Résultat des courses : il est en guerre avec la France pour l'écraser, et avec l'Angleterre... pour l'épargner.
Il n'y a pas de raisons de prendre au sérieux ses ordres d'attaque à partir de novembre 1939, ni les motivations des directives qui les accompagnent. Il s'agit seulement d'habituer les esprits à l'idée qu'après la Pologne le spectacle continue. Tout en orientant par petites touches les plans, à partir d'une resucée de Schlieffen, vers une percée décisive dans la région de Sedan (dont Hitler lui-même commence à parler dès novembre). L'idée qu'il découvre seulement en février les idées de Manstein sur la question fait partie des bévues classiques qui obscurcissent la question du Haltbefehl. Il surveille son armée beaucoup plus étroitement que cela.

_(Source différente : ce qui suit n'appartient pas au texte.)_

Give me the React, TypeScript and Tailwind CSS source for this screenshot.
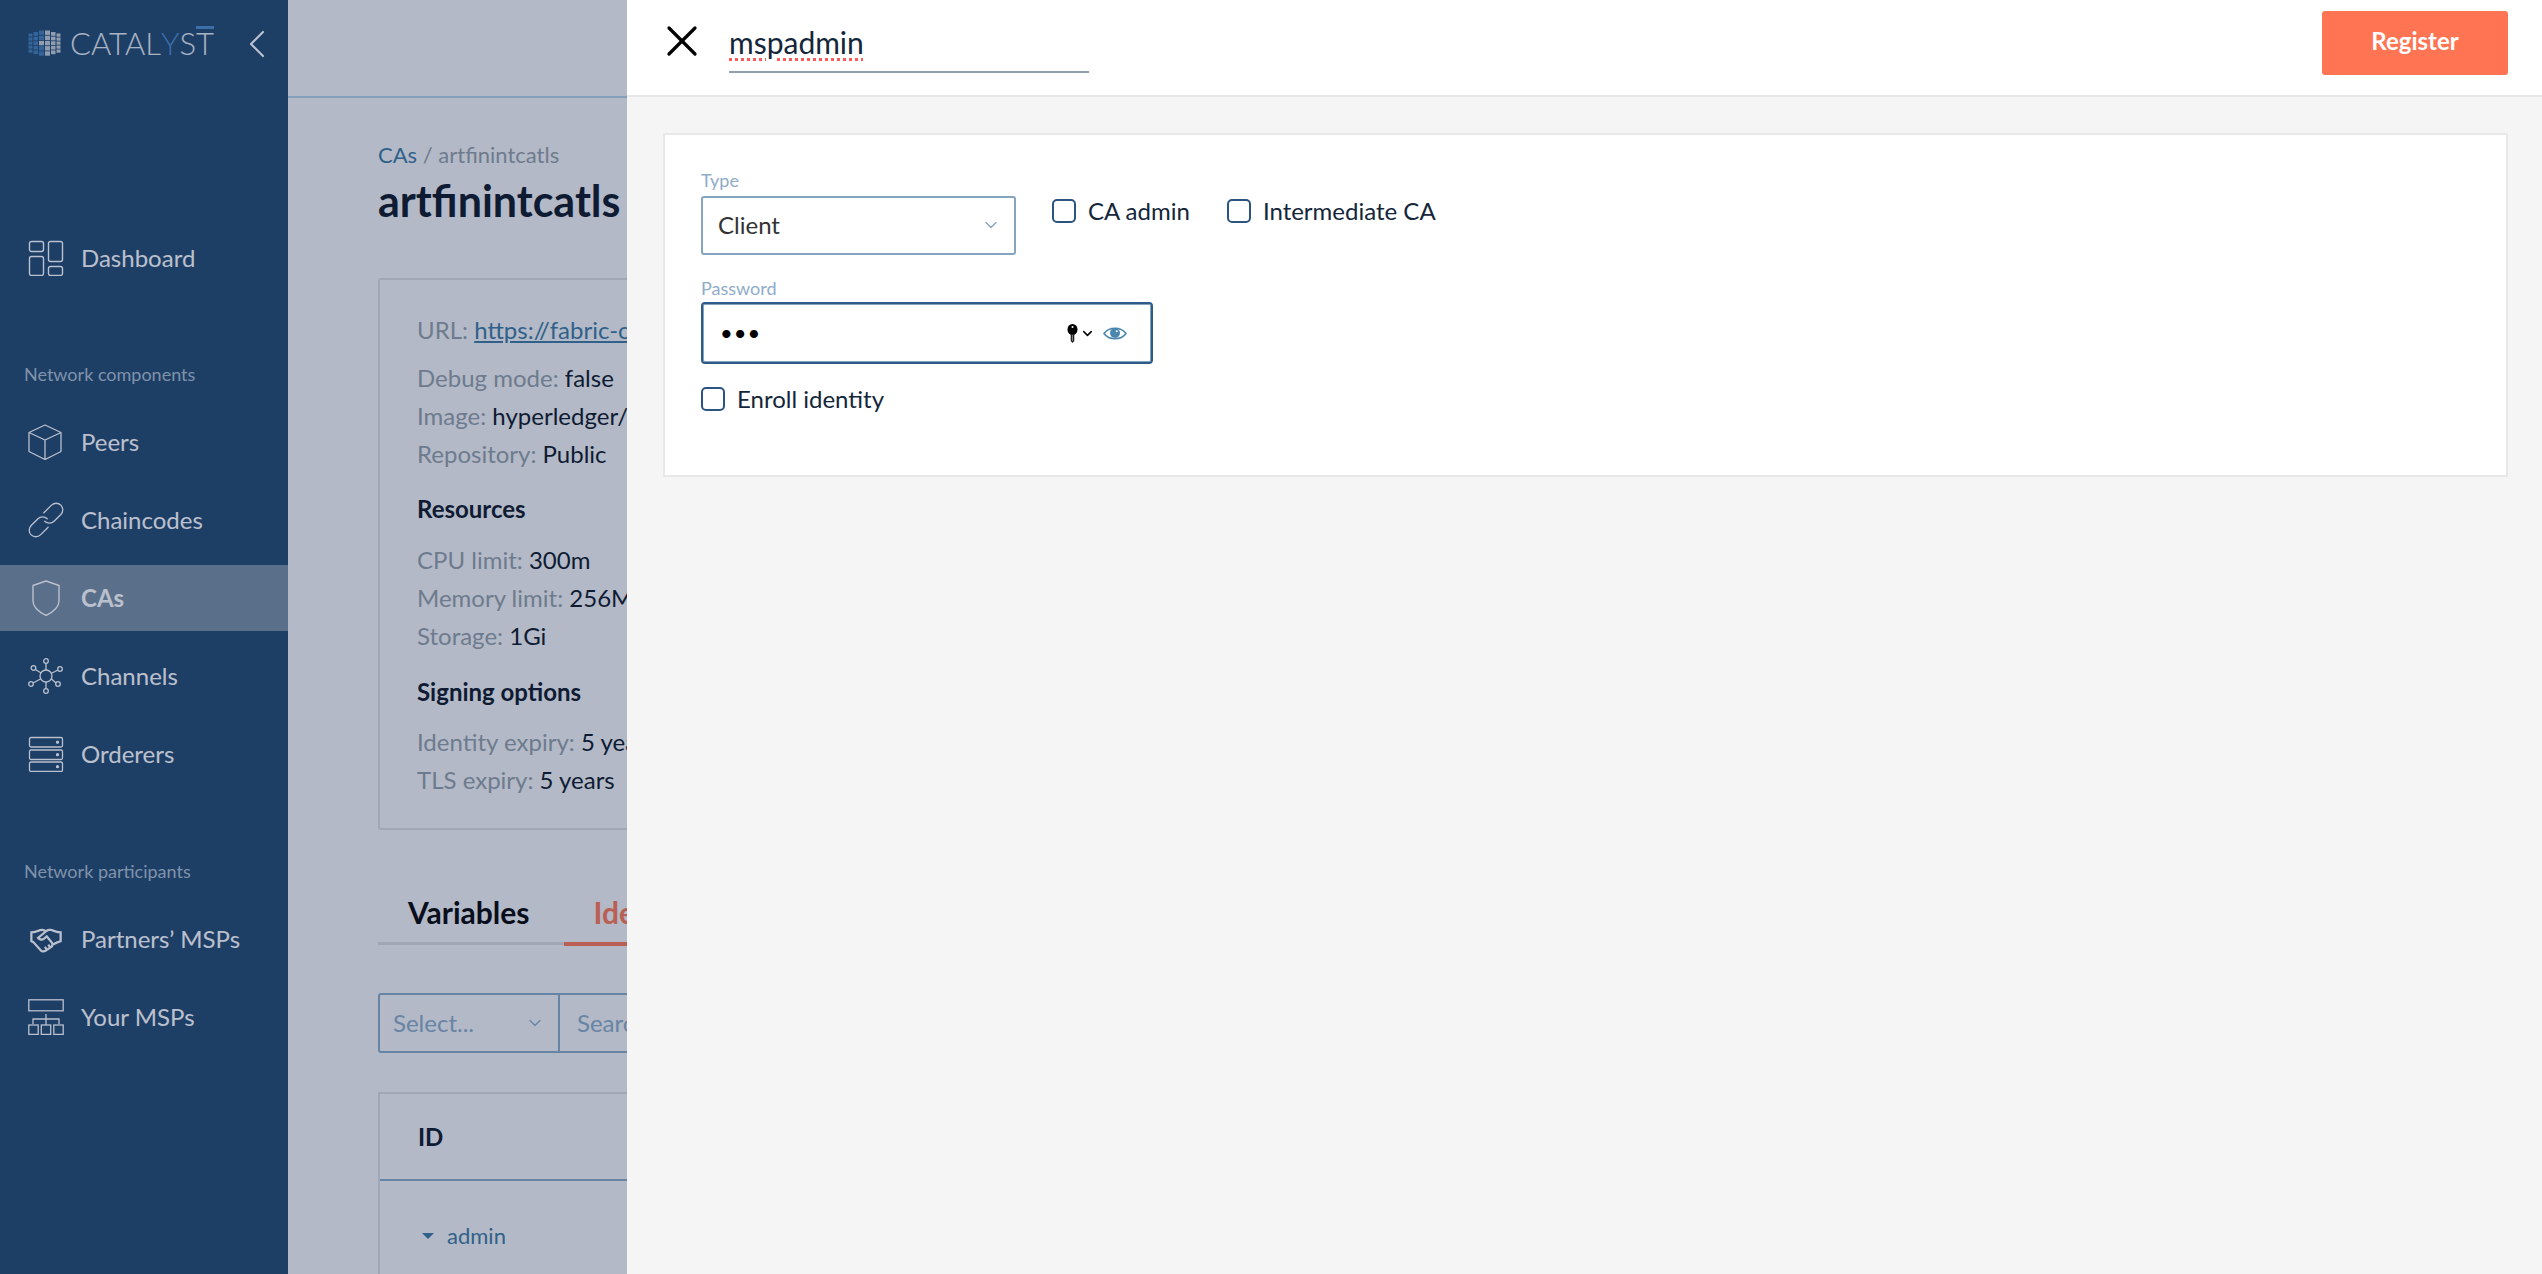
import { ReactNode } from 'react';
import { ChevronDown, ChevronLeft, X } from 'lucide-react';
import { LiaHandshake } from 'react-icons/lia';

const DashboardIcon = () => (
  <svg width="36" height="36" viewBox="0 0 36 36" fill="none" stroke="currentColor" strokeWidth="1.4">
    <rect x="1.5" y="1.5" width="14" height="10" rx="2" />
    <rect x="20.5" y="1.5" width="14" height="20" rx="2" />
    <rect x="1.5" y="16.5" width="14" height="19" rx="2" />
    <rect x="20.5" y="26.5" width="14" height="9" rx="2" />
  </svg>
);

const CubeIcon = () => (
  <svg width="36" height="36" viewBox="0 0 36 36" fill="none" stroke="currentColor" strokeWidth="1.3" strokeLinejoin="round">
    <path d="M17 1 L33 8.5 V27.5 L17 35.5 L1 27.5 V8.5 Z M1 8.5 L17 16 L33 8.5 M17 16 V35.5" />
  </svg>
);

const ChainIcon = () => (
  <svg width="36" height="36" viewBox="3 3 30 30" fill="none" stroke="currentColor" strokeWidth="1.1" strokeLinecap="round">
    <g transform="rotate(45 18 18)">
      <path d="M12.5 15 V6 a5.5 5.5 0 0 1 11 0 V14 a5.5 5.5 0 0 1 -5.5 5.5" />
      <path d="M23.5 21 V30 a5.5 5.5 0 0 1 -11 0 V22 a5.5 5.5 0 0 1 5.5 -5.5" />
    </g>
  </svg>
);

const ShieldIcon = () => (
  <svg width="36" height="36" viewBox="0 0 36 36" fill="none" stroke="currentColor" strokeWidth="1.4" strokeLinejoin="round">
    <path d="M18 1 L31 5.5 V21 C31 27 25 32 18 35.5 C11 32 5 27 5 21 V5.5 Z" />
  </svg>
);

const ChannelsIcon = () => (
  <svg width="36" height="36" viewBox="0 0 36 36" fill="none" stroke="currentColor" strokeWidth="1.3">
    <circle cx="18" cy="18" r="6" />
    <circle cx="18" cy="3" r="2.3" />
    <circle cx="18" cy="33" r="2.3" />
    <circle cx="5.5" cy="10" r="2.3" />
    <circle cx="32" cy="11" r="2.3" />
    <circle cx="3" cy="26" r="2.3" />
    <circle cx="30" cy="26" r="2.3" />
    <path d="M18 5.5 V12 M18 24 V30.5 M7.5 11.5 L13 15 M30 12 L23 15.5 M5 25 L12.5 21 M28 25 L23.5 21" />
  </svg>
);

const OrderersIcon = () => (
  <svg width="36" height="36" viewBox="0 0 36 36" fill="none" stroke="currentColor" strokeWidth="1.3">
    <rect x="1.5" y="1.5" width="33" height="9.5" rx="1.5" />
    <rect x="1.5" y="14" width="33" height="9.5" rx="1.5" />
    <rect x="1.5" y="26" width="33" height="9.5" rx="1.5" />
    <circle cx="29.5" cy="6.2" r="1" fill="currentColor" />
    <circle cx="29.5" cy="18.7" r="1" fill="currentColor" />
    <circle cx="29.5" cy="30.7" r="1" fill="currentColor" />
  </svg>
);

const TreeIcon = () => (
  <svg width="36" height="36" viewBox="0 0 36 36" fill="none" stroke="currentColor" strokeWidth="1.3">
    <rect x="0.8" y="0.8" width="34.4" height="11" />
    <rect x="0.8" y="26" width="9.4" height="9.4" />
    <rect x="13.3" y="26" width="9.4" height="9.4" />
    <rect x="25.8" y="26" width="9.4" height="9.4" />
    <path d="M18 15 V26 M5 25 V20 H31 V25" />
  </svg>
);

// columns bulge towards the middle so the grid reads as a rounded cube
const cubeColumns = [
  { x: 0, w: 4, h: 20 },
  { x: 5, w: 4.5, h: 23 },
  { x: 10.5, w: 5, h: 26 },
  { x: 16.5, w: 5, h: 26 },
  { x: 22.5, w: 4.5, h: 23 },
  { x: 28, w: 4, h: 20 },
];

const LogoCube = () => (
  <svg width="33" height="27" viewBox="0 0 32 27">
    {cubeColumns.map((col, c) =>
      [0, 1, 2, 3, 4].map((r) => (
        <rect
          key={`${c}-${r}`}
          x={col.x}
          y={13.5 - col.h / 2 + (r * col.h) / 5}
          width={col.w}
          height={col.h / 5 - 0.8}
          fill={c < 3 && !(c === 2 && r === 2) ? '#3f7cb6' : '#c3ccd6'}
        />
      ))
    )}
  </svg>
);

const KeyIcon = () => (
  <svg width="11" height="19" viewBox="0 0 11 19">
    <ellipse cx="5.5" cy="5.5" rx="5" ry="5.5" fill="#000" />
    <circle cx="5.5" cy="3" r="1" fill="#fff" />
    <path d="M3.7 10 H7.3 V17 L5.5 19 L3.7 17 Z" fill="#222" />
    <path d="M5.5 11 V17" stroke="#999" strokeWidth="0.8" />
  </svg>
);

const EyeIcon = () => (
  <svg width="24" height="15" viewBox="0 0 24 15">
    <path d="M1 7.5 C6 0.5 18 0.5 23 7.5 C18 14.5 6 14.5 1 7.5 Z" fill="none" stroke="#4a86ad" strokeWidth="1.6" />
    <circle cx="12" cy="7" r="5" fill="#4a86ad" />
    <circle cx="13.8" cy="5.2" r="1" fill="#fff" />
  </svg>
);

const NavItem = ({ icon, label, active }: { icon: ReactNode; label: string; active?: boolean }) => (
  <div className={`flex h-[66px] items-center gap-[17px] pl-[28px] text-[24px] ${active ? 'bg-[#768b9e] font-bold' : ''}`}>
    <span className="flex w-[36px] justify-center">{icon}</span>
    <span>{label}</span>
  </div>
);

const InfoRow = ({ label, value, className = '' }: { label: string; value: ReactNode; className?: string }) => (
  <div className={`h-[38px] whitespace-nowrap leading-[38px] ${className}`}>
    <span className="text-[#939da5]">{label}</span> <span>{value}</span>
  </div>
);

const Checkbox = ({ label }: { label: string }) => (
  <label className="flex h-[30px] items-center gap-[12px] text-[24px] text-[#14263a]">
    <span className="h-[24px] w-[24px] rounded-[5px] border-2 border-[#2b5580] bg-white" />
    {label}
  </label>
);

const Sidebar = () => (
  <aside className="flex w-[288px] shrink-0 flex-col bg-[#1f456b] text-white">
    <div className="flex h-[98px] items-start pl-[28px]">
      <div className="mt-[30px]">
        <LogoCube />
      </div>
      <div className="ml-[9px] mt-[23px] flex text-[31px] font-light leading-[40px] text-[#e6ecf2]">
        CATAL<span className="text-[#4a8ccb]">Y</span>S
        <span className="relative">
          T<span className="absolute left-0 right-0 top-[3px] h-[3px] bg-[#4a8ccb]" />
        </span>
      </div>
      <ChevronLeft className="ml-[19px] mt-[20px] h-[48px] w-[48px]" strokeWidth={1.1} />
    </div>
    <div className="mt-[127px]">
      <NavItem icon={<DashboardIcon />} label="Dashboard" />
    </div>
    <div className="mb-[21px] ml-[24px] mt-[70px] h-[27px] text-[18px] leading-[27px] text-[#abbecd]">Network components</div>
    <div className="flex flex-col gap-[12px]">
      <NavItem icon={<CubeIcon />} label="Peers" />
      <NavItem icon={<ChainIcon />} label="Chaincodes" />
      <NavItem icon={<ShieldIcon />} label="CAs" active />
      <NavItem icon={<ChannelsIcon />} label="Channels" />
      <NavItem icon={<OrderersIcon />} label="Orderers" />
    </div>
    <div className="mb-[21px] ml-[24px] mt-[71px] h-[27px] text-[18px] leading-[27px] text-[#abbecd]">Network participants</div>
    <div className="flex flex-col gap-[12px]">
      <NavItem icon={<LiaHandshake size={42} />} label="Partners’ MSPs" />
      <NavItem icon={<TreeIcon />} label="Your MSPs" />
    </div>
  </aside>
);

const CaPage = () => (
  <main className="min-w-0 flex-1 overflow-hidden bg-[#f5f5f5] text-[24px] text-[#0a1423]">
    <div className="h-[98px] border-b-2 border-[#b4cfe3]" />
    <div className="pl-[90px]">
      <div className="mt-[42px] h-[30px] text-[22px] leading-[30px] text-[#939da5]">
        <span className="text-[#39789f]">CAs</span> / artfinintcatls
      </div>
      <h1 className="mt-[5px] h-[52px] text-[43px] font-bold leading-[52px]">artfinintcatls</h1>
      <section className="mt-[51px] h-[552px] rounded-[3px] border-2 border-[#dcdcdc] pl-[37px] pt-[31px]">
        <InfoRow label="URL:" value={<span className="text-[#39789f] underline">https://fabric-ca</span>} />
        <InfoRow className="mt-[10px]" label="Debug mode:" value="false" />
        <InfoRow label="Image:" value="hyperledger/" />
        <InfoRow label="Repository:" value="Public" />
        <h3 className="mt-[17px] h-[38px] font-bold leading-[38px]">Resources</h3>
        <InfoRow className="mt-[13px]" label="CPU limit:" value="300m" />
        <InfoRow label="Memory limit:" value="256Mi" />
        <InfoRow label="Storage:" value="1Gi" />
        <h3 className="mt-[18px] h-[38px] font-bold leading-[38px]">Signing options</h3>
        <InfoRow className="mt-[12px]" label="Identity expiry:" value="5 years" />
        <InfoRow label="TLS expiry:" value="5 years" />
      </section>
      <div className="mt-[55px] flex h-[60px] items-center border-b-[3px] border-[#dcdcdc] pb-[2px] pl-[30px] text-[30px] font-bold">
        <span className="text-black">Variables</span>
        <span className="relative ml-[64px] text-[#ff7452]">
          Identities
          <span className="absolute -bottom-[11px] -left-[30px] -right-[30px] h-[4px] bg-[#ff7452]" />
        </span>
      </div>
      <div className="mt-[48px] flex h-[60px] rounded-[3px] border-2 border-[#8aa9c6] text-[#8aa9c6]">
        <div className="flex w-[180px] items-center justify-between border-r-2 border-[#8aa9c6] px-[13px]">
          Select...
          <ChevronDown size={20} strokeWidth={1.5} />
        </div>
        <div className="flex items-center pl-[17px]">Search</div>
      </div>
      <section className="mt-[39px] h-[300px] border-2 border-[#dcdcdc]">
        <div className="flex h-[87px] items-center border-b-2 border-[#8aa9c6] pl-[38px] font-bold">ID</div>
        <div className="mt-[38px] flex items-center pl-[42px] text-[22px] text-[#39789f]">
          <span className="h-0 w-0 border-x-[6px] border-t-[6px] border-x-transparent border-t-[#39789f]" />
          <span className="ml-[13px]">admin</span>
        </div>
      </section>
    </div>
  </main>
);

const RegisterPanel = () => (
  <div className="absolute bottom-0 right-0 top-0 flex w-[1915px] flex-col bg-[#f5f5f5] text-[#14263a]">
    <header className="flex h-[97px] items-start border-b-2 border-[#e8e8e8] bg-white">
      <X className="ml-[29px] mt-[15px] h-[52px] w-[52px] text-black" strokeWidth={1.5} />
      <div className="ml-[21px] mt-[21px] h-[52px] w-[360px] border-b-2 border-[#90a0ab] text-[30px] leading-[42px]">
        <span className="underline decoration-[#ff5a5a] decoration-dotted decoration-[3px] underline-offset-[4px]">mspadmin</span>
      </div>
      <button className="ml-auto mr-[34px] mt-[11px] h-[64px] w-[186px] rounded-[3px] bg-[#ff7452] pb-[5px] text-[24px] font-bold text-white">
        Register
      </button>
    </header>
    <section className="ml-[36px] mr-[34px] mt-[36px] h-[344px] border-2 border-[#e8e8e8] bg-white pl-[36px] pt-[32px]">
      <div className="flex items-start">
        <div>
          <div className="mb-[2px] h-[27px] text-[18px] leading-[27px] text-[#8fabc9]">Type</div>
          <div className="flex h-[59px] w-[315px] items-center justify-between rounded-[3px] border-2 border-[#86a3c0] pb-[2px] pl-[15px] pr-[13px] text-[24px] text-[#333]">
            Client
            <ChevronDown className="text-[#86a3c0]" size={20} strokeWidth={1.5} />
          </div>
        </div>
        <div className="ml-[36px] mt-[29px] flex gap-[37px]">
          <Checkbox label="CA admin" />
          <Checkbox label="Intermediate CA" />
        </div>
      </div>
      <div className="mt-[20px] h-[27px] text-[18px] leading-[27px] text-[#8fabc9]">Password</div>
      <div className="flex h-[62px] w-[452px] items-center rounded-[4px] border-2 border-[#2f5a87] pl-[17px] pr-[24px] shadow-[inset_0_0_0_1px_#86a3c0]">
        <span className="text-[22px] leading-none tracking-[1px] text-black">•••</span>
        <span className="ml-auto flex items-center">
          <KeyIcon />
          <ChevronDown className="ml-[2px] text-black" size={15} strokeWidth={2.4} />
          <span className="ml-[8px] flex">
            <EyeIcon />
          </span>
        </span>
      </div>
      <div className="mt-[20px]">
        <Checkbox label="Enroll identity" />
      </div>
    </section>
  </div>
);

export default function App() {
  return (
    <div className="relative flex h-[1274px] w-[2542px] overflow-hidden [font-family:Lato,sans-serif]">
      <Sidebar />
      <CaPage />
      <div className="absolute inset-0 bg-[#193059]/30" />
      <RegisterPanel />
    </div>
  );
}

La percée de Sedan disloque irrémédiablement l'armée française, tout en épargnant l'anglaise. Reste à faire la paix. Chose impossible si l'Angleterre, à l'abri dans son île, a l'impression que l'Allemagne lui est hostile et n'a tenu un discours antisoviétique dans les années 30 que pour tromper l'Occident, qui aurait été son véritable ennemi. Dans ces conditions, la Grande-Bretagne attendrait au moins d'être forcée chez elle pour envisager un armistice. Oui mais... Si on lui fait savoir assez tôt qu'on l'aime toujours et qu'on ne veut pas entamer la France , on rend cette paix très tentante, pour une puissance en déclin dont les Etats-Unis et le Japon, boostés par la dernière guerre, contestent la suprématie et menacent les colonies. C'est ce qu'on fait savoir le 6 mai par Dahlerus, interlocuteur habituel de Halifax.
Göring annonce que, si l'armée allemande s'empare de "la côte belge et de Calais", la paix deviendra possible, à bas prix et à condition d'être signée vite. Calais est investie le 23 mai.
Franchement, quelqu'un pense-t-il encore que tout cela n'a rien à voir avec l'ordre d'arrêt ?
Avant que Costello n'exhume au Quai d'Orsay un écho de la conversation Göring-Dahlerus, on avait des excuses de n'en pas tenir compte, même si Benoist-Méchin, implicitement confirmé par Reynaud avait levé un coin du voile en 1956. Après, non.